= Data lines =
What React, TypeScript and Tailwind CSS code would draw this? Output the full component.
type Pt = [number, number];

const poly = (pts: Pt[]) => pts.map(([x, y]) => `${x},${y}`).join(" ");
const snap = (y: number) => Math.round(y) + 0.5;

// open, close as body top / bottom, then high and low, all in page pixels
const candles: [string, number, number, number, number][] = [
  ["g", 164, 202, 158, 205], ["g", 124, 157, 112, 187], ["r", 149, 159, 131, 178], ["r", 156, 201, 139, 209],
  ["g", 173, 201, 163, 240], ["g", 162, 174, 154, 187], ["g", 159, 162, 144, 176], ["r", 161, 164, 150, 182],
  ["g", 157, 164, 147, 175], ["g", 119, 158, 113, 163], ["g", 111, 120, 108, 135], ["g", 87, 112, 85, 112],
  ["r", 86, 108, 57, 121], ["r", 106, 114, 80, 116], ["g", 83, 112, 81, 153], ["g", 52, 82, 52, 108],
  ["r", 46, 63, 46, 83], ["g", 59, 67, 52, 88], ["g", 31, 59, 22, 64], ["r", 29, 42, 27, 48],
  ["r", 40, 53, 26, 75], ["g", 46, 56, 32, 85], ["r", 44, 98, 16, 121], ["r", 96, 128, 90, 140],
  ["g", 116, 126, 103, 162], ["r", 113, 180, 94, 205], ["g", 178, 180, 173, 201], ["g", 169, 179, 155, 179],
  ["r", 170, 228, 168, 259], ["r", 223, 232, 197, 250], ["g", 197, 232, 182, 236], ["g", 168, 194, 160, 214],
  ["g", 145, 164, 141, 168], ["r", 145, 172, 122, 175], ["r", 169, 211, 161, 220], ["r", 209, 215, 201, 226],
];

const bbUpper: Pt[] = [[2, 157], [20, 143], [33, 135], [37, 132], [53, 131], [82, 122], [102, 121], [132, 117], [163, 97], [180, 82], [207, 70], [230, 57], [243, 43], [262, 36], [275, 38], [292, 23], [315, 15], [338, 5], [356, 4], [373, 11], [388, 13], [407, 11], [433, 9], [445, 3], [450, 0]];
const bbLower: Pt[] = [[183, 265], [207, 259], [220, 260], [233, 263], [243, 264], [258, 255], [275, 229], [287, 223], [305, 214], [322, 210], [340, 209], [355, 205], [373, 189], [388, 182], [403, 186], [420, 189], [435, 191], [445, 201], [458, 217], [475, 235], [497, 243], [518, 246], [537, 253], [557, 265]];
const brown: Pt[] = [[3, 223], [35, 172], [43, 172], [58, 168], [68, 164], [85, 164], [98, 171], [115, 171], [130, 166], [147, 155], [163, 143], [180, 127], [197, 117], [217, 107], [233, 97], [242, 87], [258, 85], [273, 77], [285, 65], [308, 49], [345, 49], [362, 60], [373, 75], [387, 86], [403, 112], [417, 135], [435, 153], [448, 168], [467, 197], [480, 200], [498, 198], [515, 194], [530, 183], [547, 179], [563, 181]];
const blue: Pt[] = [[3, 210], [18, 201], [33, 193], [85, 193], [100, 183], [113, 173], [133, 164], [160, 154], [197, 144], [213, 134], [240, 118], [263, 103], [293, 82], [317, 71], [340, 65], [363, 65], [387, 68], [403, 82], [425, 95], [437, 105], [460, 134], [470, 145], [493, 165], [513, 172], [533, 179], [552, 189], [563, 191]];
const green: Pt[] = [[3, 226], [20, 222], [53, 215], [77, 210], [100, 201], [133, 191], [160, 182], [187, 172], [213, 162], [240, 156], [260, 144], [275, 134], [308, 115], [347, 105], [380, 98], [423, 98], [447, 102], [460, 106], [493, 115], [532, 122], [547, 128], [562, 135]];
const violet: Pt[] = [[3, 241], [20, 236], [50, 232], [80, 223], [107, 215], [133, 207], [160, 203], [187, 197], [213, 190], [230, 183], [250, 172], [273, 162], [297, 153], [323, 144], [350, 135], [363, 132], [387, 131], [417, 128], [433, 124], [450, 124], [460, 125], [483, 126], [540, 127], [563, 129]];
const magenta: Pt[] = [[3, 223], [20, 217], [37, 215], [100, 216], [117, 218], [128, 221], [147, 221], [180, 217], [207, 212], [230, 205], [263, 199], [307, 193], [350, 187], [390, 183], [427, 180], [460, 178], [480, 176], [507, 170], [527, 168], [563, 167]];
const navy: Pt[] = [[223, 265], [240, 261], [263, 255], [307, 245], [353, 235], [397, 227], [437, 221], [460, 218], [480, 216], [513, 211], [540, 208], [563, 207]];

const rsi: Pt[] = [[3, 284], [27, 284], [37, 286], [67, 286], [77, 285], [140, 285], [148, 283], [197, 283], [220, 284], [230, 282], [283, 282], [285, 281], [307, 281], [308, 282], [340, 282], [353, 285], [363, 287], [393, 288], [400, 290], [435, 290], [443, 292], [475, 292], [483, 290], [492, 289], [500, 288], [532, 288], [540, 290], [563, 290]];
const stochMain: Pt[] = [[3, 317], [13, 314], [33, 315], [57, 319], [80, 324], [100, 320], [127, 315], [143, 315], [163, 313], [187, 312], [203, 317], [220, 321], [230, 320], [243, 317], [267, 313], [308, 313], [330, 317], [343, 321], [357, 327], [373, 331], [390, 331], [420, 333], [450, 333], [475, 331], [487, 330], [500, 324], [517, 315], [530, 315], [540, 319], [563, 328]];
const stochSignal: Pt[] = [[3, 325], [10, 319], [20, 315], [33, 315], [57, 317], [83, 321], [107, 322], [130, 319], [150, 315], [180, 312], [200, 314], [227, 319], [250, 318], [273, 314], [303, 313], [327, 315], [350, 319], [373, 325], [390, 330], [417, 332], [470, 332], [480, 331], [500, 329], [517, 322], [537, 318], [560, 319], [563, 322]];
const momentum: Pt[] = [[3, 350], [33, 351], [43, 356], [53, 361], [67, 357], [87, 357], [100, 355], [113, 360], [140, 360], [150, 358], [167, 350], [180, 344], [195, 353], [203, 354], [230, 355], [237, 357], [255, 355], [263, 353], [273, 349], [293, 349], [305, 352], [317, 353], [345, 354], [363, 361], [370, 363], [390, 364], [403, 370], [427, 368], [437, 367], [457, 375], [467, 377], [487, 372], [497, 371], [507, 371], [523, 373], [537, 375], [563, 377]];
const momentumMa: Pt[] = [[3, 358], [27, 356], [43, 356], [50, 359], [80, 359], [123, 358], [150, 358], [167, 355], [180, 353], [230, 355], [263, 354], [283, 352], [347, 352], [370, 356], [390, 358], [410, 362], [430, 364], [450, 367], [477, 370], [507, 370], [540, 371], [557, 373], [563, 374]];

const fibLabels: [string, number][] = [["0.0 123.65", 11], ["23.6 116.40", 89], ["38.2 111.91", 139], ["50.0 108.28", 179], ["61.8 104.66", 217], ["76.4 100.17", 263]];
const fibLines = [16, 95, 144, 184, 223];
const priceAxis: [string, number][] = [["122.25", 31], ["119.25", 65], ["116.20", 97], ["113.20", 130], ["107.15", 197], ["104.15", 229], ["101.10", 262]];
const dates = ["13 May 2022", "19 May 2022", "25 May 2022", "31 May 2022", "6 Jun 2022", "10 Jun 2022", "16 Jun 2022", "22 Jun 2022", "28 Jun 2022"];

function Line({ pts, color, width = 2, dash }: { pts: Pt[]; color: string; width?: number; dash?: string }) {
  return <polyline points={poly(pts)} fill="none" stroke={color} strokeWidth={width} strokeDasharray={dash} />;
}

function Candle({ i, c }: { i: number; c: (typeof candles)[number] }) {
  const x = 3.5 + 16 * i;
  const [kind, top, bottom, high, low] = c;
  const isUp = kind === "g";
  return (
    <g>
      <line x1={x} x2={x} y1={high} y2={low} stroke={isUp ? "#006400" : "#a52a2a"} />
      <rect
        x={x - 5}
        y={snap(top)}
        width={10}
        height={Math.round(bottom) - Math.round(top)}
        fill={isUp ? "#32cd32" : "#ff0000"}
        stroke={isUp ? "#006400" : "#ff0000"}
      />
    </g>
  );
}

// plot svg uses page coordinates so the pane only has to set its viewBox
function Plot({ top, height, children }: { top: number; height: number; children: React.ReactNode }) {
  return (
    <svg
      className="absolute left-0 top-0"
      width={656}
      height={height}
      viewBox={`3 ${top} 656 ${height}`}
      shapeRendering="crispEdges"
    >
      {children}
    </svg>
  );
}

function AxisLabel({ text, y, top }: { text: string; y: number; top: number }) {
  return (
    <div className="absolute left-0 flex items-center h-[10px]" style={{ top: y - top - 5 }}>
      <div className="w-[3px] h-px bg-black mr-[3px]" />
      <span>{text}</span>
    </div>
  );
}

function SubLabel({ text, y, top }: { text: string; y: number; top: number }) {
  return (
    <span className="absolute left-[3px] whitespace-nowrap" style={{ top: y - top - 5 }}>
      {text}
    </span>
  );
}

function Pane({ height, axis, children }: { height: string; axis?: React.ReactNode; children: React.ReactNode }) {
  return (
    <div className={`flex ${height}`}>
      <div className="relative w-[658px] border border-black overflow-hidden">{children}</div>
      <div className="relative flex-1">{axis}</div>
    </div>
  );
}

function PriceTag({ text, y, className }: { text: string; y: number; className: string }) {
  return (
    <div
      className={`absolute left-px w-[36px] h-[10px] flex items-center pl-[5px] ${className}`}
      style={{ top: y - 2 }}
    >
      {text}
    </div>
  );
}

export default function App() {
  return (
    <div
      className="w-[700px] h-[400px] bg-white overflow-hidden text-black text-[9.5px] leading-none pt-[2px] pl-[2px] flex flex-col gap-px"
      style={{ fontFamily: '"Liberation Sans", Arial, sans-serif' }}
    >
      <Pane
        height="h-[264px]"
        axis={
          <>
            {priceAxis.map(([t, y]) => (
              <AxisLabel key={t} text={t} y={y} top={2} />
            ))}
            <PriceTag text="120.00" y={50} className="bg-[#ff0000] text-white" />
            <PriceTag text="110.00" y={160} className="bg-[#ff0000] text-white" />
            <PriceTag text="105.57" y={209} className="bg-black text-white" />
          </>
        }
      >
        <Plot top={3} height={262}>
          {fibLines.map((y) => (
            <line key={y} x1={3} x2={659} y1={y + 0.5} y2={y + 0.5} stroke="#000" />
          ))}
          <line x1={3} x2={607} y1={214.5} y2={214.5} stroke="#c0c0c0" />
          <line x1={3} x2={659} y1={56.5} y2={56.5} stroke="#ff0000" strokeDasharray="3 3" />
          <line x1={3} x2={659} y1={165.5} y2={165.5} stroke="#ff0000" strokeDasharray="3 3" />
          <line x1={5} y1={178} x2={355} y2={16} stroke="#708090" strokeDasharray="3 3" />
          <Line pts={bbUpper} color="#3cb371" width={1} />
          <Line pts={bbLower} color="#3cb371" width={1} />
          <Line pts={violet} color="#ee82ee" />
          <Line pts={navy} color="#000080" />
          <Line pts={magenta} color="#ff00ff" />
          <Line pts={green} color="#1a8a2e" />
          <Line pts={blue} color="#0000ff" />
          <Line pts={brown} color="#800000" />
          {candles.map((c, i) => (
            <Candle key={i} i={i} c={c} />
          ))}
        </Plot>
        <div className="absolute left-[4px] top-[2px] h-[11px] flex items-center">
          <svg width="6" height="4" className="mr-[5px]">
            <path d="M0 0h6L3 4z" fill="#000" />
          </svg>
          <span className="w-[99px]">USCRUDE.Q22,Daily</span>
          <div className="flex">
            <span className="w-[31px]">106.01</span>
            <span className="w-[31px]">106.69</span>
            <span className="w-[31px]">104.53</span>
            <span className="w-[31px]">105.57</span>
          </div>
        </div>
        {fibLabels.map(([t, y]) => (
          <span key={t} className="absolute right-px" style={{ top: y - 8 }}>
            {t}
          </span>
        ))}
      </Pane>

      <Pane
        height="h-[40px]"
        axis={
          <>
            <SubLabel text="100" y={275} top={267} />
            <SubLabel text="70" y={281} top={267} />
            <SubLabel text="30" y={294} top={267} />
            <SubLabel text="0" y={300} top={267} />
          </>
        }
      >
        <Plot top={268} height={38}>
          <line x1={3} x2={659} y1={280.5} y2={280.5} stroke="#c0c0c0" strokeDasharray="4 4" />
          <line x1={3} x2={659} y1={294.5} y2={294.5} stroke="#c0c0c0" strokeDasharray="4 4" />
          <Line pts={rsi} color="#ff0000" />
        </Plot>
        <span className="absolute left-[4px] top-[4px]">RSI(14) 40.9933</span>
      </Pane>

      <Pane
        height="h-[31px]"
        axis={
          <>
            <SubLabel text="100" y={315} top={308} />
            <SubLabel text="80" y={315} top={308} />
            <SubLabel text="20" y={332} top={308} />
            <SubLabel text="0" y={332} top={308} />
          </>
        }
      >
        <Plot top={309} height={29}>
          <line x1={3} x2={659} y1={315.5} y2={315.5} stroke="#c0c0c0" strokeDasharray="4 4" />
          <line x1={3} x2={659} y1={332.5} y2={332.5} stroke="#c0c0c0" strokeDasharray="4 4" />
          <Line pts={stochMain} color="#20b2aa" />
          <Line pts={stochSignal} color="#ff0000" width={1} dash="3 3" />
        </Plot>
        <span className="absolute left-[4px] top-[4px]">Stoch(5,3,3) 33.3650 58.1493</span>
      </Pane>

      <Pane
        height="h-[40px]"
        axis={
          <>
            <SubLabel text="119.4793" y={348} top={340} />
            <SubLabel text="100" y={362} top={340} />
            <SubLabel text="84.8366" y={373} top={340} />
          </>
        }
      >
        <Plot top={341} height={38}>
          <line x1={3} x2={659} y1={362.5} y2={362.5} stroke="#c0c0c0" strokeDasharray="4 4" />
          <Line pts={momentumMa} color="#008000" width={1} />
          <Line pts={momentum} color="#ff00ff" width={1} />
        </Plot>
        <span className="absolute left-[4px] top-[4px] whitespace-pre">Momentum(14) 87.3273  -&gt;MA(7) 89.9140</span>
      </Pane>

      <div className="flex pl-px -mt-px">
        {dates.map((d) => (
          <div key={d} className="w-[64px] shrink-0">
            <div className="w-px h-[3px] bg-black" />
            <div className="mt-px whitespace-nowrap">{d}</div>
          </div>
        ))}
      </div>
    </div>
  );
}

= Problem statement =
Print, please, the lines from the first line of the material through the line that contains "const snap = (y: number)", exactly as written and with nothing added.

= Solution below =
What React, TypeScript and Tailwind CSS code would draw this? Output the full component.
type Pt = [number, number];

const poly = (pts: Pt[]) => pts.map(([x, y]) => `${x},${y}`).join(" ");
const snap = (y: number) => Math.round(y) + 0.5;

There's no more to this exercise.